Drehen wir die Zeit ins Jahr 2017 zurück entstand jedoch eine Reihe recht außergewöhnlicher Interviews. Die Interviewpartnerin war hierbei die erfolgreiche Autorin und Feministin Mieko Kawakami, die nicht nur ein großer Bewunderer Murakamis ist, sondern auch gleichfalls eine große Kritikerin was seine Darstellung von Frauen in seinen Romanen angeht. Doch hat sie dafür nicht nur Kritik übrig, sondern auch einiges an Anerkennung. Die Bewunderung gilt auf beiden Seiten, so schätzt Murakami auch das Werk von Kawakami sehr und erklärte sich einverstanden und in insgesamt 4 Sitzungen mit einer Gesamtlänge von 16 Stunden tauschten sich die beiden aus. Große Teile des Interviews brachte Shinchosha später als Sammelband unter dem Titel "The Owl Spreads Its Wings with the Falling of the Dusk" (hierbei handelt es sich um einen provisorisch übersetzten Titel der amerikanischen Übersetzer).

Das Buch setzt sich selbstverständlich mit einer großen Fülle an Themen auseinander. Was hier als Interview präsentiert wird ist also nur ein kleiner Teil eines größeren Werks und setzt sich kritisch mit dem Thema Haruki Murakami und seinen weiblichen Charakteren auseinander.

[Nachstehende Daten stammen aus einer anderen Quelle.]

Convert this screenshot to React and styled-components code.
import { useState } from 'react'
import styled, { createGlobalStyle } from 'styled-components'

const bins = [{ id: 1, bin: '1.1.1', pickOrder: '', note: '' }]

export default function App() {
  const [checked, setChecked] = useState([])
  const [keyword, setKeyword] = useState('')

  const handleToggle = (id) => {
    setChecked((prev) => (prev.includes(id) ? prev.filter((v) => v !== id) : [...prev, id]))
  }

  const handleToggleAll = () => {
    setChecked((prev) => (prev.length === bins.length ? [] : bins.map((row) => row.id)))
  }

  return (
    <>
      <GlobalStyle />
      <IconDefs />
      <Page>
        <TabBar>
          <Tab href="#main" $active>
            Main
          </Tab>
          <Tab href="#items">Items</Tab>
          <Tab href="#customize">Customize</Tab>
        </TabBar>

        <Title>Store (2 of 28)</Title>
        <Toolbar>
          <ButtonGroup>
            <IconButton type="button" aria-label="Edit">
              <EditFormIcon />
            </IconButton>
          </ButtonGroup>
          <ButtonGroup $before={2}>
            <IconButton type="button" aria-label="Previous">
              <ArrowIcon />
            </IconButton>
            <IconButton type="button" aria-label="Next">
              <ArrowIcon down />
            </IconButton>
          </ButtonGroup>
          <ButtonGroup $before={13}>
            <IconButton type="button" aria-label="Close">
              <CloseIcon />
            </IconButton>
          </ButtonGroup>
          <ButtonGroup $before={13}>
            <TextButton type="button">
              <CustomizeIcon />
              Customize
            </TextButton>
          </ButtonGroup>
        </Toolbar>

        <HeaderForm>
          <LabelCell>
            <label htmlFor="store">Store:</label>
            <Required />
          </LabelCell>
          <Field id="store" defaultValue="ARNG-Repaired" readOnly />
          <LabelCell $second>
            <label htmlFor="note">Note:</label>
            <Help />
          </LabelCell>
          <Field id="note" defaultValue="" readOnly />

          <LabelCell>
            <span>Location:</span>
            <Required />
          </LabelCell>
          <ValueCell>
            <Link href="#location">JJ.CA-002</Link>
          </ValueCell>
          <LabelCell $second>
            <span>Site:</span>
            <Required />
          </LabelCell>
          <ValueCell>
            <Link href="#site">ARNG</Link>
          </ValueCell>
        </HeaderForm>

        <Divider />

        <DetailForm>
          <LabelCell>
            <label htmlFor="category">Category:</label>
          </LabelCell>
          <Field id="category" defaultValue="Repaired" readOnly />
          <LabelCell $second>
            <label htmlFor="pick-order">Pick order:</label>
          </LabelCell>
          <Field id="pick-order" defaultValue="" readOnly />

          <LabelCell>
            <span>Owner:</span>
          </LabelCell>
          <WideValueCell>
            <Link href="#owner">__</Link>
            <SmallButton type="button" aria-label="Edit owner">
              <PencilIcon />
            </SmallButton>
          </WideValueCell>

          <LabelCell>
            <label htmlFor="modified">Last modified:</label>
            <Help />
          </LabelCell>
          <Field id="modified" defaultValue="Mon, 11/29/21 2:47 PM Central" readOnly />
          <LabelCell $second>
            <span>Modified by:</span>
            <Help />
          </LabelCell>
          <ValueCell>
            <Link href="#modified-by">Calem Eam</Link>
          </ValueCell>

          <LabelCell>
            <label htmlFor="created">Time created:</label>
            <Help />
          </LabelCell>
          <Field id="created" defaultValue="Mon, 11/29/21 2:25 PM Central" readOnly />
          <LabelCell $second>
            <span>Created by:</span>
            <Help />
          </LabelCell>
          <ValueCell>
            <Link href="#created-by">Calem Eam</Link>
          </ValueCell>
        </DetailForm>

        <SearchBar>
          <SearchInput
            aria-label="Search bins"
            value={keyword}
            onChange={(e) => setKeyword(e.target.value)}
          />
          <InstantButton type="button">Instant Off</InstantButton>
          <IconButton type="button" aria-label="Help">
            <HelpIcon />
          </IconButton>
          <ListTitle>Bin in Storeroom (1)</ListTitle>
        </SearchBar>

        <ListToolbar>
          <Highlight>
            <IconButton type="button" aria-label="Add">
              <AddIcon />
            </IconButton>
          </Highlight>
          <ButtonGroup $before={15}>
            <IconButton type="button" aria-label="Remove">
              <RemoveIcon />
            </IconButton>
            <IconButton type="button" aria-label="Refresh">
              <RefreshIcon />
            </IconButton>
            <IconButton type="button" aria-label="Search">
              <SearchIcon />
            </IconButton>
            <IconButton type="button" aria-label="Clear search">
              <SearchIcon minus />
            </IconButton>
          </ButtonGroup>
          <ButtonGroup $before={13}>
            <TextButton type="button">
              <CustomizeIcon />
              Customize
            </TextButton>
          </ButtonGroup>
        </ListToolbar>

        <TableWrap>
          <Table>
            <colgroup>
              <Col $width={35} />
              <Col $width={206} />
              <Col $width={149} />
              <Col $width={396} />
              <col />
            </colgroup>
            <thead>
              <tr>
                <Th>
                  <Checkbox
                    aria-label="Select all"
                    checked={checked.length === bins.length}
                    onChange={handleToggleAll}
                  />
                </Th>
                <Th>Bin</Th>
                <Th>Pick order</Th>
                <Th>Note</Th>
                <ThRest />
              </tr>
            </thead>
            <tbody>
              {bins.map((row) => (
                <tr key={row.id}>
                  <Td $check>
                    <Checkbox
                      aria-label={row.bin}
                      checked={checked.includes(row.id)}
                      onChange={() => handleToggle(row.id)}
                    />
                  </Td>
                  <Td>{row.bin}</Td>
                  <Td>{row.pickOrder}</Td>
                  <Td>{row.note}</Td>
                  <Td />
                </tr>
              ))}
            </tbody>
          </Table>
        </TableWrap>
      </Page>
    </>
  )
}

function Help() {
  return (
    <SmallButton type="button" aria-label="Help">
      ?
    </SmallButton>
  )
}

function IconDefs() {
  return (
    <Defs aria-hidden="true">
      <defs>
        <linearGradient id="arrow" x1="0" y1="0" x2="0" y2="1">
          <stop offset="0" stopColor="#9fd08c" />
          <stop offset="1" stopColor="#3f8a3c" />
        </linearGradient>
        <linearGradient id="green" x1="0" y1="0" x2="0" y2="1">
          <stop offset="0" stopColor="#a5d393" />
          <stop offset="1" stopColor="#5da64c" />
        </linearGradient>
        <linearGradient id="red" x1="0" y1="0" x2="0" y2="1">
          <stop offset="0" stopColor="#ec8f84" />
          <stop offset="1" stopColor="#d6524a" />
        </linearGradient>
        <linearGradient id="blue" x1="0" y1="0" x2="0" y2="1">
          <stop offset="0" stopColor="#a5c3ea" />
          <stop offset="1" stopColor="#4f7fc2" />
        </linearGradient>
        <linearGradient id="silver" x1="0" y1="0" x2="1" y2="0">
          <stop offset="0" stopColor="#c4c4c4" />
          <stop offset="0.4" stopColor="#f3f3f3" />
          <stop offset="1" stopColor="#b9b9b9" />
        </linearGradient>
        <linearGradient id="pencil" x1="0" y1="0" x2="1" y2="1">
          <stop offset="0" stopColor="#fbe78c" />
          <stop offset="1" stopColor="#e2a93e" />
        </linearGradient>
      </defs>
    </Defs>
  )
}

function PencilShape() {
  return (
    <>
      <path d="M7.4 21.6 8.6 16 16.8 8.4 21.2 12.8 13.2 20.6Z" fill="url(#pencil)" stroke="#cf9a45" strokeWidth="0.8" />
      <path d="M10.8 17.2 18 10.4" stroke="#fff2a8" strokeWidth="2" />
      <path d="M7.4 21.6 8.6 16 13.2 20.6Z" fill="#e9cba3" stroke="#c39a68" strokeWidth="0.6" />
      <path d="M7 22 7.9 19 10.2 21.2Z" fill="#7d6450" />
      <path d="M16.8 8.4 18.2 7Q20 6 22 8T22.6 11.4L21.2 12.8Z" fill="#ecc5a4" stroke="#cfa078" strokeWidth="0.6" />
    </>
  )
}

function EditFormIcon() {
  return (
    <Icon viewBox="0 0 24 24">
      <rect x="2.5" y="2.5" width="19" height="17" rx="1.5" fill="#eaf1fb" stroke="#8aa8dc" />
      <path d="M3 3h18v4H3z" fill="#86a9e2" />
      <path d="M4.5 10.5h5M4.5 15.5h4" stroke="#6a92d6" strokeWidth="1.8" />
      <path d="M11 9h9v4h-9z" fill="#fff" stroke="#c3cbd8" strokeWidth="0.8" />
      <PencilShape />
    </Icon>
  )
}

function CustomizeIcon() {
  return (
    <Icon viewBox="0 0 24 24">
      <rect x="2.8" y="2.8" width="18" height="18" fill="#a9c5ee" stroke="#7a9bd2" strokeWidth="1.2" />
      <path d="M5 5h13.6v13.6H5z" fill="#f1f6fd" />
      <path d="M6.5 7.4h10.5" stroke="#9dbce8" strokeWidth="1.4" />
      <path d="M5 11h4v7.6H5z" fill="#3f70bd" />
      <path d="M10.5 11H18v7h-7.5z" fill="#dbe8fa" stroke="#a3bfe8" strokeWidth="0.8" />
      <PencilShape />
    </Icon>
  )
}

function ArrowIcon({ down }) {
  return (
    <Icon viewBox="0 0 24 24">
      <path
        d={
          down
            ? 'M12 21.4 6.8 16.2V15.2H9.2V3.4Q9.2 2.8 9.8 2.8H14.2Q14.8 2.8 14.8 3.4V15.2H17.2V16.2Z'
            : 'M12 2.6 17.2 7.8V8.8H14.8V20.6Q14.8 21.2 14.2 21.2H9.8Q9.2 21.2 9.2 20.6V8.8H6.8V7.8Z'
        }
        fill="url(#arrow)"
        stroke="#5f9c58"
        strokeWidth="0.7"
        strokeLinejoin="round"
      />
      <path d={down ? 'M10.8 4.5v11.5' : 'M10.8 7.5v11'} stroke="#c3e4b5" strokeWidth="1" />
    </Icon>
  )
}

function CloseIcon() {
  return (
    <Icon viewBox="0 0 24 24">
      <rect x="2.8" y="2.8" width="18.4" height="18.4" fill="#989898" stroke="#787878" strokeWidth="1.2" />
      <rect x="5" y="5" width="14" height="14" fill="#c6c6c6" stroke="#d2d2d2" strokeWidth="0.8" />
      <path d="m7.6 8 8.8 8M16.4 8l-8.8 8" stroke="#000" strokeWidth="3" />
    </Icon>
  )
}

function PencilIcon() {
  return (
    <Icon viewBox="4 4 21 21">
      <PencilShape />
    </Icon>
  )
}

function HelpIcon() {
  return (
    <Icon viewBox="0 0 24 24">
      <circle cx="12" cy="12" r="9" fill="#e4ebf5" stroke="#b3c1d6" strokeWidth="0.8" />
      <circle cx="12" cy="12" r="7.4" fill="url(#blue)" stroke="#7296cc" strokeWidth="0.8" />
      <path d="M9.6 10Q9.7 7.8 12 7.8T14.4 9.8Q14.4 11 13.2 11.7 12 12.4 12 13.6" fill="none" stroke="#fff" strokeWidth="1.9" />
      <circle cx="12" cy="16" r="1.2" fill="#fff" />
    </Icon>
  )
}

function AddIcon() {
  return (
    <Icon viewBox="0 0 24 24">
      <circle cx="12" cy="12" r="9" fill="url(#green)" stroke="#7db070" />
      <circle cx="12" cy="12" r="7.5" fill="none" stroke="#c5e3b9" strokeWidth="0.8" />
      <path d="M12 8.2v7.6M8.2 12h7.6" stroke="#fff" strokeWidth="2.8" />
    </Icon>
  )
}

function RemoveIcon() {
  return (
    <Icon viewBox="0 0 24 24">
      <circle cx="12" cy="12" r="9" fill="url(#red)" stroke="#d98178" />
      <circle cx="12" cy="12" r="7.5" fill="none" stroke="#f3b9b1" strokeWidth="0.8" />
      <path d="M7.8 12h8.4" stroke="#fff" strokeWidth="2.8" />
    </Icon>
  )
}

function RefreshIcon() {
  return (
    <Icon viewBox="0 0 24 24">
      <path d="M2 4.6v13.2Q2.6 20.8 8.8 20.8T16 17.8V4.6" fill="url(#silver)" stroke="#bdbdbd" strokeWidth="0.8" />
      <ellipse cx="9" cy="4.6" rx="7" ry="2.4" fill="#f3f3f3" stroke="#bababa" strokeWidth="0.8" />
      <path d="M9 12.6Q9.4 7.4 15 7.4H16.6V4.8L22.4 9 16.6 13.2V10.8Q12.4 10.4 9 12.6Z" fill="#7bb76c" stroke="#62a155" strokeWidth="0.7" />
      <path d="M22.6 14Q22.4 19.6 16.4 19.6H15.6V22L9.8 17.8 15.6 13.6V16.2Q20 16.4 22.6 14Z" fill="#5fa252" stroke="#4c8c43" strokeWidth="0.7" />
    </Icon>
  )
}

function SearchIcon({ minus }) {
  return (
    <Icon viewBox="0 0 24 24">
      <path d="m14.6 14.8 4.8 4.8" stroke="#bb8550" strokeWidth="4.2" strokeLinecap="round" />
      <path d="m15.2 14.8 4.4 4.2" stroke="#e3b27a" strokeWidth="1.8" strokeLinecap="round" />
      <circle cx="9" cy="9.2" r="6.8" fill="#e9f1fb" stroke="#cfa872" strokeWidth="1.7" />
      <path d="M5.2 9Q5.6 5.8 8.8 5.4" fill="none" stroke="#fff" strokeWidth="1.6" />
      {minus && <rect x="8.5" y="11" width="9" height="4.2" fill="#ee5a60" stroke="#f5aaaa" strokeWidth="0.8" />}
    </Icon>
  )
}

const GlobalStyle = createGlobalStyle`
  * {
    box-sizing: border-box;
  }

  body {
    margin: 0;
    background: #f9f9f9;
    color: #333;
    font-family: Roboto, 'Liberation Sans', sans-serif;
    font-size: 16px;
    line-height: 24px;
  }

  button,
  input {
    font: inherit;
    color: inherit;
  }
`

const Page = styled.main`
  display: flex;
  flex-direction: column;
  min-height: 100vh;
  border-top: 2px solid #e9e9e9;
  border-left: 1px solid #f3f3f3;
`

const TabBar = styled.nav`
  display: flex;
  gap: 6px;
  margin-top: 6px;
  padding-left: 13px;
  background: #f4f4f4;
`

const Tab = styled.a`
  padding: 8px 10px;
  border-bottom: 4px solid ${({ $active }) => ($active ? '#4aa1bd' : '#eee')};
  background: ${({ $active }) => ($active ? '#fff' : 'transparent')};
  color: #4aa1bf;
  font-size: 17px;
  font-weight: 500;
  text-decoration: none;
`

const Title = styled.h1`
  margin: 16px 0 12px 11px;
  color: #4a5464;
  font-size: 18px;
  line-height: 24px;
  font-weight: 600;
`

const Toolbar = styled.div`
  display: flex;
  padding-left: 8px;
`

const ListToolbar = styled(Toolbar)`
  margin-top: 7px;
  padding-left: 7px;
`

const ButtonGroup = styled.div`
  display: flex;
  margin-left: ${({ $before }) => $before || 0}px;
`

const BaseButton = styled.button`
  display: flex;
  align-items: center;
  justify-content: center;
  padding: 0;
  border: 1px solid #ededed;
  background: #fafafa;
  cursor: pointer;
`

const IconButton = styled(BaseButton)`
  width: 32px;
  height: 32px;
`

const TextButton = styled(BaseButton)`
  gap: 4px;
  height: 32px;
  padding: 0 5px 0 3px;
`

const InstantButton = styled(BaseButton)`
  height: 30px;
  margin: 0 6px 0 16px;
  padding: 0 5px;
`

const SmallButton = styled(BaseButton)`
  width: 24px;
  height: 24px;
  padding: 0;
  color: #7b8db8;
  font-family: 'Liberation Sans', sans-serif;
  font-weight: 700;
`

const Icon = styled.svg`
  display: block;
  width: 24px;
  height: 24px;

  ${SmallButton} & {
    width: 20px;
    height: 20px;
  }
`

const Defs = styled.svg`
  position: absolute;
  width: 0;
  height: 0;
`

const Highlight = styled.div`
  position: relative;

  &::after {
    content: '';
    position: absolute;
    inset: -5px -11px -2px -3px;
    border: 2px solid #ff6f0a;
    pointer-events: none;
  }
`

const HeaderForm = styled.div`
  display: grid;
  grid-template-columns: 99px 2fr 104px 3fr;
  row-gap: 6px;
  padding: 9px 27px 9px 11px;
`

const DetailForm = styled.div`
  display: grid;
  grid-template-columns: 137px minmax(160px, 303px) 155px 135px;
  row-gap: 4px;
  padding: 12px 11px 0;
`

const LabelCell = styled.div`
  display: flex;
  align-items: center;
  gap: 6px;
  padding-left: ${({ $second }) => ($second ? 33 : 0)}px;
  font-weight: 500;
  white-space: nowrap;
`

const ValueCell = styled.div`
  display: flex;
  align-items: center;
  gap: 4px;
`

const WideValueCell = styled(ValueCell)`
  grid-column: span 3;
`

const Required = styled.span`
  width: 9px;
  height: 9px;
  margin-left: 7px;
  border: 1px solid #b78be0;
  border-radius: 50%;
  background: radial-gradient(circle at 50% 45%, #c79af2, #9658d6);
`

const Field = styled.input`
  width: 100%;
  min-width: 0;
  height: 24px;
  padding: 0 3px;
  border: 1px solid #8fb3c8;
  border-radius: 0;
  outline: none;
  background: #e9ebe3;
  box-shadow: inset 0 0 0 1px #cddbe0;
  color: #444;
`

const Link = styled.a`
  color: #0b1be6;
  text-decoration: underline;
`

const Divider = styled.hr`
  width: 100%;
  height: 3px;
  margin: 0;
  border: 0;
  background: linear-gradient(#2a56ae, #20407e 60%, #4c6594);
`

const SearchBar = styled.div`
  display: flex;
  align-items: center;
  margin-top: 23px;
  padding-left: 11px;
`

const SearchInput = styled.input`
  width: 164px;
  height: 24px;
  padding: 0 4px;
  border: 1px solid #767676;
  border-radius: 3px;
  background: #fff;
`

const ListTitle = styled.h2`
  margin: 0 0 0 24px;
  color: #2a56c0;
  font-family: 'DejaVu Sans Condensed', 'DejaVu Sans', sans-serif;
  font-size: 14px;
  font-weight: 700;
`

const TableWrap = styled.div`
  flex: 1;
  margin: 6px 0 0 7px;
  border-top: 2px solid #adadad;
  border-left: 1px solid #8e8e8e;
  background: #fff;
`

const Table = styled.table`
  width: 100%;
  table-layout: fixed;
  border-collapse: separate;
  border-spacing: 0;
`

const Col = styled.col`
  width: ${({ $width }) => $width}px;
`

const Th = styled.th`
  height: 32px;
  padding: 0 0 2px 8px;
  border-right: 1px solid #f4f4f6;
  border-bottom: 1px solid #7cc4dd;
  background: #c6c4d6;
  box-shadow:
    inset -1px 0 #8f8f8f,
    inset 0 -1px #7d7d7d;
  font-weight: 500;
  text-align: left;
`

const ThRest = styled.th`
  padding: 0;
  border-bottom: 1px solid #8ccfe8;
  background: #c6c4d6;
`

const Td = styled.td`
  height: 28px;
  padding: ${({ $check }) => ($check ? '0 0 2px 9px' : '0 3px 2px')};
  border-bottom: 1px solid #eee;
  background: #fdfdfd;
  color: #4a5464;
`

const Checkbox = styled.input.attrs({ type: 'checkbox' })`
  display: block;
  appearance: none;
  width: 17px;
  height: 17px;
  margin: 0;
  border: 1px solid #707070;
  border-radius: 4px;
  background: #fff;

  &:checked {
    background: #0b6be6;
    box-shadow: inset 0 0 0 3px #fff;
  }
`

Infos zur englischen Übersetzung: Die englische Übersetzung des Interviews stammt von Sam Bett und David Boyd. Sam Bett übersetzte bereits die englische Ausgabe von "Brüste und Eier" und wurde teilweise für seine Adaption kritisiert. Zusammen mit David Boyd übersetzte er nicht nur die englische Version dieses Interviews sondern auch die kürzlich veröffentliche englische Übersetzung von "Heaven", ebenfalls von Mieko Kawakami. Das übersetzte Interview liest sich an vielen Stellen, besonders, wenn explizit auf Inhalte von Haruki Murakamis Romane eingegangen wird, recht holprig. Insofern wird sich auch meine Übersetzung des Interviews holprig lesen. In keiner Weise möchte ich hier eine professionelle Übersetzung meinerseits bewerben, aber sie erfüllt denke ich ihren Zweck.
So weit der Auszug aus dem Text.